Be aware of what it takes to achieve mastery. Athletes practice for a long time thinking about their form. At some point, it becomes second nature—internalized. Without thinking about it, they continue to improve. Learning to swim involves thinking and feeling in a very conscious way for a long time, and there’s a lot to think about and a lot to feel. At some point, the knowledge starts to move into your child’s body instead of just his head, just like walking or riding a bike. Many recent studies have pointed out that the amount of practice required to achieve mastery of a skill is ten thousand hours. It would take your child many years to get that much practice. Have you spent ten thousand hours of your life swimming? That’s an hour a day for almost thirty years. In the meantime (you know what’s coming!), keep your expectations reasonable.

Have I driven you crazy with the “keep your expectations reasonable” mantra? I’ve repeated it because it’s so important. The way your child feels about swimming will depend in large part on your feelings and your feedback. If your expectations are reasonable, you’ll feed his motivation to keep trying. If your expectations are unreasonable, you’ll be frustrated, he’ll be frustrated, neither of you will have any fun, and he’ll want to stay out of the pool and quit rather than disappoint you.

How to Make a New Swimming Skill Automatic

With repetition, practice, and review, your child will turn the new movement you’re teaching into something habitual and ingrained that requires very little thought. In the early stages, though, each moment of what he’s doing takes a lot of focus and attention. How do you help your kids practice new skills to make them old hat when you’re teaching them to swim?

Make it easy

It’s easiest for kids to learn when they’re fresh and their bodies and minds aren’t too tired. Depending on how long you’ve spent on getting into the pool, reviewing, playing, and teaching the new skill, you’ll probably have between one and five minutes to practice. This may not seem like much, but remember that today’s new skill is the skill you’ll be reviewing at length in your next swimming lesson.
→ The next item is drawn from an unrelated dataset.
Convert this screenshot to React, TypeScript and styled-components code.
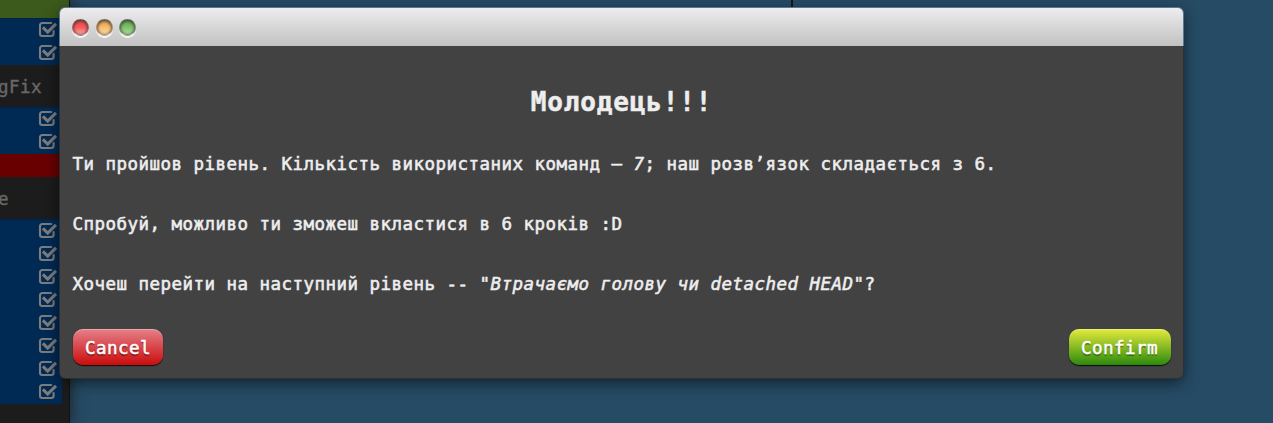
import React from "react";
import styled, { createGlobalStyle } from "styled-components";

const GlobalStyle = createGlobalStyle`
  * { box-sizing: border-box; }
  body { margin: 0; overflow: hidden; background: #264b65; }
`;

const Page = styled.div`
  position: relative;
  display: flex;
  width: 1273px;
  height: 423px;
  overflow: hidden;
  background: #264b65;
  font-family: "DejaVu Sans Mono", monospace;
  font-size: 17.5px;
  letter-spacing: 0.465px;
`;

const Sidebar = styled.aside`
  display: flex;
  flex-direction: column;
  flex: none;
  width: 70px;
  height: 423px;
  background: #1c1c1c;
  border-right: 1px solid #101315;
  box-shadow: 2px 0 12px rgba(28, 34, 38, 0.85);
`;

const Band = styled.div<{ $color: string; $height: number }>`
  flex: none;
  height: ${(p) => p.$height}px;
  background: ${(p) => p.$color};
`;

const Levels = styled.div`
  flex: none;
  width: 62px;
  background: #002a54;
  border-top: 1px solid #00234a;
`;

const Level = styled.div`
  display: flex;
  justify-content: flex-end;
  height: 23px;
  padding: 1px 5px 0 0;
`;

const GroupName = styled.div<{ $height: number }>`
  flex: none;
  height: ${(p) => p.$height}px;
  margin-left: -2px;
  line-height: ${(p) => p.$height + 2}px;
  color: #686868;
  -webkit-text-stroke: 0.4px #686868;
`;

const Canvas = styled.main`
  display: flex;
  flex: 1;
  justify-content: center;
`;

const Trunk = styled.div`
  width: 2px;
  height: 40px;
  margin-left: 241px;
  background: #141414;
`;

const Dialog = styled.section`
  position: absolute;
  left: 60px;
  top: 8px;
  display: flex;
  flex-direction: column;
  width: 1123px;
  height: 370px;
  border-radius: 5px;
  background: #424242;
  box-shadow: 0 0 0 1px rgba(50, 50, 50, 0.8), 0 4px 15px rgba(0, 0, 0, 0.6);
  color: #eee;
`;

const TitleBar = styled.header`
  display: flex;
  flex: none;
  gap: 6.5px;
  height: 38px;
  padding: 11px 12px 0;
  border-radius: 5px 5px 0 0;
  background: linear-gradient(#eeecee, #c2c2c2);
  box-shadow: 0 0 0 1px #557b98;
  clip-path: inset(-1px -1px 0 -1px);
`;

const Light = styled.span<{ $top: string; $mid: string; $low: string }>`
  width: 17px;
  height: 17px;
  border-radius: 50%;
  border: 1px solid rgba(90, 90, 90, 0.45);
  border-top-color: rgba(70, 70, 70, 0.7);
  border-bottom-color: rgba(170, 170, 170, 0.4);
  background: linear-gradient(${(p) => p.$top}, ${(p) => p.$mid} 50%, ${(p) => p.$low});
  box-shadow: inset 0 1px 3px rgba(60, 50, 50, 0.65), inset 0 0 3px rgba(60, 50, 50, 0.8),
    0 2px 0 rgba(255, 255, 255, 0.85);
`;

const Content = styled.div`
  display: flex;
  flex: 1;
  flex-direction: column;
  padding: 0 12px 13px;
`;

const Heading = styled.h2`
  margin: 36px 0 0;
  height: 37px;
  line-height: 41px;
  text-align: center;
  font-size: 26px;
  letter-spacing: 0.85px;
  -webkit-text-stroke: 0.5px #eee;
`;

const Copy = styled.p`
  margin: 0;
  padding: 30px 0 0 0.5px;
  line-height: 30px;
  white-space: pre;
  -webkit-text-stroke: 0.55px #eee;
`;

const Actions = styled.div`
  display: flex;
  justify-content: space-between;
  margin-top: auto;
  padding-left: 1px;
`;

const Button = styled.button<{ $from: string; $to: string; $width: number }>`
  width: ${(p) => p.$width}px;
  height: 36px;
  padding: 1px 0 0 12px;
  text-align: left;
  border: 0;
  border-radius: 10px;
  background: linear-gradient(${(p) => p.$from}, ${(p) => p.$to});
  box-shadow: 0 1px 1px #080808, inset 0 1px 0 rgba(255, 255, 255, 0.3);
  color: #fff;
  font: inherit;
  letter-spacing: inherit;
  text-shadow: 0 2px 1px rgba(0, 0, 0, 0.4);
  -webkit-text-stroke: 0.5px #fff;
`;

const CheckIcon = () => (
  <svg width="19" height="19" viewBox="0 0 19 19" fill="none" stroke="#7c7c7c">
    <path strokeWidth="2.1" strokeLinecap="round" d="M13.2 3H4.2a2.2 2.2 0 0 0-2.2 2.2v8.6a2.2 2.2 0 0 0 2.2 2.2h9.2a2.2 2.2 0 0 0 2.2-2.2V11" />
    <path strokeWidth="3.1" d="M4.9 7.4L9.7 12L18 3.8" />
  </svg>
);

const LevelGroup = ({ count }: { count: number }) => (
  <Levels>
    {Array.from({ length: count }, (_, i) => (
      <Level key={i}>
        <CheckIcon />
      </Level>
    ))}
  </Levels>
);

export default function App() {
  return (
    <Page>
      <GlobalStyle />
      <Sidebar>
        <Band $color="#3c5a1b" $height={18} />
        <LevelGroup count={2} />
        <GroupName $height={42}>gFix</GroupName>
        <LevelGroup count={2} />
        <Band $color="#690000" $height={23} />
        <GroupName $height={42}>e</GroupName>
        <LevelGroup count={8} />
      </Sidebar>
      <Canvas>
        <Trunk />
      </Canvas>
      <Dialog>
        <TitleBar>
          <Light $top="#d84a4a" $mid="#fb5a5a" $low="#f9b3ad" />
          <Light $top="#d09a50" $mid="#f9bd6c" $low="#fbdcb0" />
          <Light $top="#5fa050" $mid="#7fc46c" $low="#b5dca8" />
        </TitleBar>
        <Content>
          <Heading>Молодець!!!</Heading>
          <Copy>
            Ти пройшов рівень. Кількість використаних команд — <em>7</em>; наш розв’язок складається з 6.
          </Copy>
          <Copy>Спробуй, можливо ти зможеш вкластися в 6 кроків :D</Copy>
          <Copy>
            Хочеш перейти на наступний рівень -- <em>"Втрачаємо голову чи detached HEAD"</em>?
          </Copy>
          <Actions>
            <Button $from="#e58089" $to="#cb0c0c" $width={90}>Cancel</Button>
            <Button $from="#e3ea3c" $to="#2c8a0c" $width={102}>Confirm</Button>
          </Actions>
        </Content>
      </Dialog>
    </Page>
  );
}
The important thing is to introduce the skill and give your child a chance to get a small taste of how it feels.

Switch it up

If your child gets frustrated, switch to a different approach to the same skill or to a different skill entirely. Look at what he’s finding difficult and demonstrate it again. Touch his body. Have him touch your body. Feeling his own ankle when it’s flexed and pointed will be helpful, but seeing and feeling your ankle when it’s flexed and pointed will give him a different perspective.

Make it clear

Acknowledge the small subtle things that are happening as your child practices. Point out how balance and buoyancy come into play, highlighting which parts of the body are more likely to sink and which parts are more likely to float. Talk about how his body moves and feels in the water. Keep it brief and to the point, just a touch and a “feel your knee?” while he’s swimming is the most attention he can spare while he’s also trying to practice moving. Save the details for later when you’re on dry land.

Keep it simple

Remember to progress from easy to difficult and from simple to complex:

  • When you’re working on floating, start with providing lots of physical support and progress to providing little or none.
  • When you’re working on a distance, start with short and work up to the width or length of the pool.
  • When you start a skill, speed doesn’t matter. Work up to being able to do it fast or at different speeds.
  • When you start a skill, refine it slowly. At first, just doing it is enough. As you practice, work on refining body position, then movement, and then timing.

Keep it up

When you’re teaching your kids to swim, today’s new skill is tomorrow’s review. Don’t expect all the learning to happen at once. It’s during review and practice that those new skills will sink in and become automatic for your kids.

Time to Play! Body Shape and Position

Kids learn by playing. The more you can make learning to swim fun for your kids, the more they’ll like it, the quicker they’ll learn, and the more fun you’ll have teaching them. Here’s a game you can play on dry land that will help give your kids a feel for the best body shape and position for swimming.

A major advantage you have when you’re teaching your kids to swim is that you can try things out of the pool that help your kids learn to swim. The next time you’re at the playground, try this. Have your child hang from the bars or rings. Does his body feel long? Does it feel loooong? Have him stand on the ground reaching for a bar or ring that’s too high for him to grasp. How does it feel?

That stretched feeling, or as close to it as possible, is a good one to practice. Kids tend to scrunch their bodies up and revert to a dog paddle when they’re learning to swim, but ideally they should keep their bodies long. Having a no-pressure reference point from dry land will help them know what to aim for when you’re teaching them in the pool.